WASHINGTON (BP)–Various attacks against the Boy Scouts are “merely a foretaste of what awaits religious organizations” unless the U.S. Supreme Court reverses a recent appeals court decision, the Southern Baptist Ethics & Religious Liberty Commission and other organizations have told the high court in a friend-of-the-court brief.

The ERLC signed onto a brief filed by the Becket Fund for Religious Liberty Feb. 6 asking the Supreme Court to review a Second Circuit Court of Appeals ruling against the scouting organization. The appeals court upheld a decision by the state of Connecticut last year to remove the Boy Scouts from its annual charitable giving campaign for state employees.

The Connecticut State Employees Campaign Committee expelled the Boy Scouts after the state’s human rights commission ruled inclusion of the organization would violate a Connecticut law protecting homosexual rights.

The Boy Scouts of America, which prohibits known homosexuals from membership and leadership, went to court seeking restoration of its place in the campaign. The BSA argued Connecticut had violated scouting’s rights to free speech and association. A federal judge ruled against the scouts, however, granting a motion for summary judgment by the state.

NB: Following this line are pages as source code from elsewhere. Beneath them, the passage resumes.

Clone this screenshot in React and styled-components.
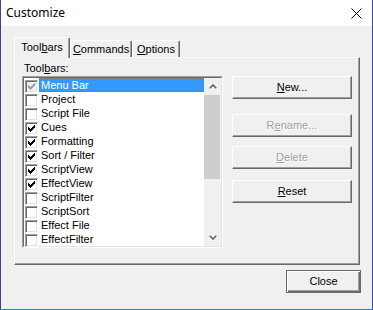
import React from 'react';
import styled, { createGlobalStyle } from 'styled-components';

const GlobalStyle = createGlobalStyle`
    html, body {
        margin: 0;
        padding: 0;
        background: #f0f0f0;
    }
    body {
        font-family: "Liberation Sans", Arial, sans-serif;
        font-size: 11px;
        color: #000000;
    }
`;

const Window = styled.div`
    box-sizing: border-box;
    width: 373px;
    height: 310px;
    display: flex;
    flex-direction: column;
    border-left: 1px solid #4c3d91;
    border-right: 1px solid #3b4ba3;
    border-bottom: 1px solid #2a79d4;
    background: #f0f0f0;
`;

const TitleBar = styled.div`
    height: 26px;
    flex: none;
    display: flex;
    align-items: center;
    justify-content: space-between;
    padding: 0 10px 0 5px;
    background: #ffffff;
`;

const Title = styled.div`
    font-family: "Noto Sans", "Open Sans", sans-serif;
    font-size: 12px;
    font-weight: 400;
    line-height: 26px;
    color: #000000;
`;

const Body = styled.div`
    flex: 1;
    display: flex;
    flex-direction: column;
    padding: 11px 12px 0 13px;
`;

const TabStrip = styled.div`
    display: flex;
    align-items: flex-end;
    height: 20px;
`;

const Tab = styled.div`
    position: relative;
    box-sizing: border-box;
    width: ${p => p.$w}px;
    height: ${p => (p.$active ? 21 : 17)}px;
    margin-bottom: ${p => (p.$active ? -1 : 0)}px;
    z-index: ${p => (p.$active ? 1 : 0)};
    padding-top: ${p => (p.$active ? 3 : 2)}px;
    text-align: center;
    line-height: 13px;
    background: #f0f0f0;
    border-top: 1px solid #ffffff;
    border-left: 1px solid #ffffff;
    border-right: 1px solid #696969;
    border-radius: 2px 2px 0 0;
    box-shadow: inset -1px 0 0 #a0a0a0;
`;

const Panel = styled.div`
    box-sizing: border-box;
    width: 346px;
    height: 208px;
    padding: 4px 0 0 7px;
    border-top: 1px solid #ffffff;
    border-left: 1px solid #ffffff;
    border-right: 1px solid #696969;
    border-bottom: 1px solid #696969;
    box-shadow: inset -1px -1px 0 #a0a0a0;
`;

const FieldLabel = styled.div`
    margin: 0 0 1px 2px;
    height: 13px;
    line-height: 13px;
`;

const PanelRow = styled.div`
    display: flex;
    align-items: flex-start;
`;

const ListFrame = styled.div`
    box-sizing: border-box;
    width: 201px;
    height: 172px;
    border-top: 1px solid #a0a0a0;
    border-left: 1px solid #a0a0a0;
    border-right: 1px solid #ffffff;
    border-bottom: 1px solid #ffffff;
`;

const ListInner = styled.div`
    box-sizing: border-box;
    height: 100%;
    display: flex;
    background: #ffffff;
    border-top: 1px solid #696969;
    border-left: 1px solid #696969;
    border-right: 1px solid #e3e3e3;
    border-bottom: 1px solid #e3e3e3;
`;

const ItemColumn = styled.div`
    flex: 1;
    display: flex;
    flex-direction: column;
`;

const Item = styled.div`
    display: flex;
    height: 14px;
    flex: none;
`;

const CheckBox = styled.div`
    box-sizing: border-box;
    flex: none;
    width: 13px;
    height: 13px;
    margin: 2px 0 0 1px;
    padding: 2px;
    background: ${p => (p.$disabled ? '#f0f0f0' : '#ffffff')};
    border-top: 1px solid #a0a0a0;
    border-left: 1px solid #a0a0a0;
    border-right: 1px solid #ffffff;
    border-bottom: 1px solid #ffffff;
    box-shadow: inset 1px 1px 0 #696969, inset -1px -1px 0 #e3e3e3;

    svg {
        display: block;
    }
`;

const ItemText = styled.div`
    box-sizing: border-box;
    flex: 1;
    height: 14px;
    margin-left: 1px;
    padding-left: 1px;
    line-height: 12px;
    white-space: nowrap;
    border: 1px dotted ${p => (p.$selected ? '#cc6600' : 'transparent')};
    background: ${p => (p.$selected ? '#3399ff' : 'transparent')};
    color: ${p => (p.$selected ? '#ffffff' : '#000000')};
`;

const ScrollBar = styled.div`
    width: 17px;
    flex: none;
    display: flex;
    flex-direction: column;
    background: #f0f0f0;
`;

const ScrollArrow = styled.div`
    height: 17px;
    flex: none;
    display: flex;
    align-items: center;
    justify-content: center;
`;

const Thumb = styled.div`
    height: 84px;
    flex: none;
    margin-right: 1px;
    background: #cdcdcd;
`;

const Track = styled.div`
    flex: 1;
`;

const ButtonColumn = styled.div`
    width: 120px;
    margin-left: 9px;
    display: flex;
    flex-direction: column;
`;

const Button = styled.div`
    box-sizing: border-box;
    width: ${p => p.$w || '100%'};
    height: 23px;
    margin-top: ${p => p.$top || 0}px;
    display: flex;
    align-items: center;
    justify-content: center;
    line-height: 13px;
    background: #f0f0f0;
    color: ${p => (p.$disabled ? '#a0a0a0' : '#000000')};
    text-shadow: ${p => (p.$disabled ? '1px 1px 0 #ffffff' : 'none')};
    border-top: 1px solid ${p => (p.$default ? '#646464' : '#ffffff')};
    border-left: 1px solid ${p => (p.$default ? '#646464' : '#ffffff')};
    border-right: 1px solid #696969;
    border-bottom: 1px solid #696969;
    box-shadow: ${p =>
        p.$default
            ? 'inset 1px 1px 0 #ffffff, inset -1px -1px 0 #696969, inset -2px -2px 0 #a0a0a0'
            : 'inset -1px -1px 0 #a0a0a0'};
`;

const Footer = styled.div`
    display: flex;
    justify-content: flex-end;
    margin: 5px -1px 0 0;
`;

const Mn = styled.span`
    text-decoration: underline;
    text-underline-offset: 1px;
`;

const Check = ({ color }) => {
    // classic 7x7 tick, one 1x3 column per pixel column
    const starts = [2, 3, 4, 3, 2, 1, 0];
    const d = starts.map((r, c) => `M${c} ${r}h1v3h-1z`).join('');
    return (
        <svg width="7" height="7" viewBox="0 0 7 7" shapeRendering="crispEdges">
            <path d={d} fill={color} />
        </svg>
    );
};

const Chevron = ({ down }) => (
    <svg width="8" height="5" viewBox="0 0 8 5">
        <path
            d={down ? 'M0.8 0.8 L4 4 L7.2 0.8' : 'M0.8 4.2 L4 1 L7.2 4.2'}
            fill="none"
            stroke="#606060"
            strokeWidth="1.6"
        />
    </svg>
);

const CloseGlyph = () => (
    <svg width="11" height="11" viewBox="0 0 11 11">
        <path d="M0.5 0.5 L10.5 10.5 M10.5 0.5 L0.5 10.5" stroke="#000000" strokeWidth="1" />
    </svg>
);

const toolbars = [
    { label: 'Menu Bar', checked: true, disabled: true, selected: true },
    { label: 'Project' },
    { label: 'Script File' },
    { label: 'Cues', checked: true },
    { label: 'Formatting', checked: true },
    { label: 'Sort / Filter', checked: true },
    { label: 'ScriptView', checked: true },
    { label: 'EffectView', checked: true },
    { label: 'ScriptFilter' },
    { label: 'ScriptSort' },
    { label: 'Effect File' },
    { label: 'EffectFilter' },
];

export default function App() {
    return (
        <>
            <GlobalStyle />
            <Window>
                <TitleBar>
                    <Title>Customize</Title>
                    <CloseGlyph />
                </TitleBar>
                <Body>
                    <TabStrip>
                        <Tab $active $w={56}>Tool<Mn>b</Mn>ars</Tab>
                        <Tab $w={62}><Mn>C</Mn>ommands</Tab>
                        <Tab $w={48}><Mn>O</Mn>ptions</Tab>
                    </TabStrip>
                    <Panel>
                        <FieldLabel>Tool<Mn>b</Mn>ars:</FieldLabel>
                        <PanelRow>
                            <ListFrame>
                                <ListInner>
                                    <ItemColumn>
                                        {toolbars.map(t => (
                                            <Item key={t.label}>
                                                <CheckBox $disabled={t.disabled}>
                                                    {t.checked && <Check color={t.disabled ? '#a0a0a0' : '#000000'} />}
                                                </CheckBox>
                                                <ItemText $selected={t.selected}>{t.label}</ItemText>
                                            </Item>
                                        ))}
                                    </ItemColumn>
                                    <ScrollBar>
                                        <ScrollArrow><Chevron /></ScrollArrow>
                                        <Thumb />
                                        <Track />
                                        <ScrollArrow><Chevron down /></ScrollArrow>
                                    </ScrollBar>
                                </ListInner>
                            </ListFrame>
                            <ButtonColumn>
                                <Button><Mn>N</Mn>ew...</Button>
                                <Button $top={15} $disabled>R<Mn>e</Mn>name...</Button>
                                <Button $top={9} $disabled><Mn>D</Mn>elete</Button>
                                <Button $top={11}><Mn>R</Mn>eset</Button>
                            </ButtonColumn>
                        </PanelRow>
                    </Panel>
                    <Footer>
                        <Button $default $w="75px">Close</Button>
                    </Footer>
                </Body>
            </Window>
        </>
    );
}
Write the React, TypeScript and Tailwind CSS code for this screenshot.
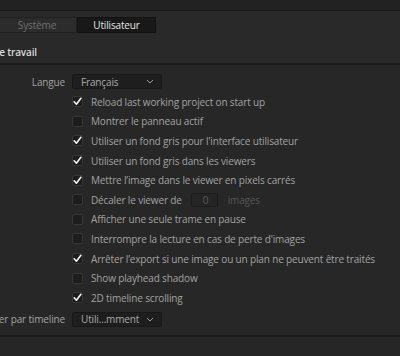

State and local governments increasingly have ruled against the Boy Scouts in recent years because of the organization’s policy on homosexuality — despite a Supreme Court ruling in 2000 upholding the scouts’ right to bar homosexuals.

In the brief asking the Supreme Court to accept the case, the ERLC and its allies said the justices “should not tolerate this dodge” by the Second Circuit of their 2000 ruling on the scouts.

The Second Circuit’s decision threatens the rights of associations to set criteria for their members, the brief contended. It particularly endangers “religious organizations that regularly take [often unpopular] positions on the very same moral issues addressed by states’ own discrimination laws,” the brief said.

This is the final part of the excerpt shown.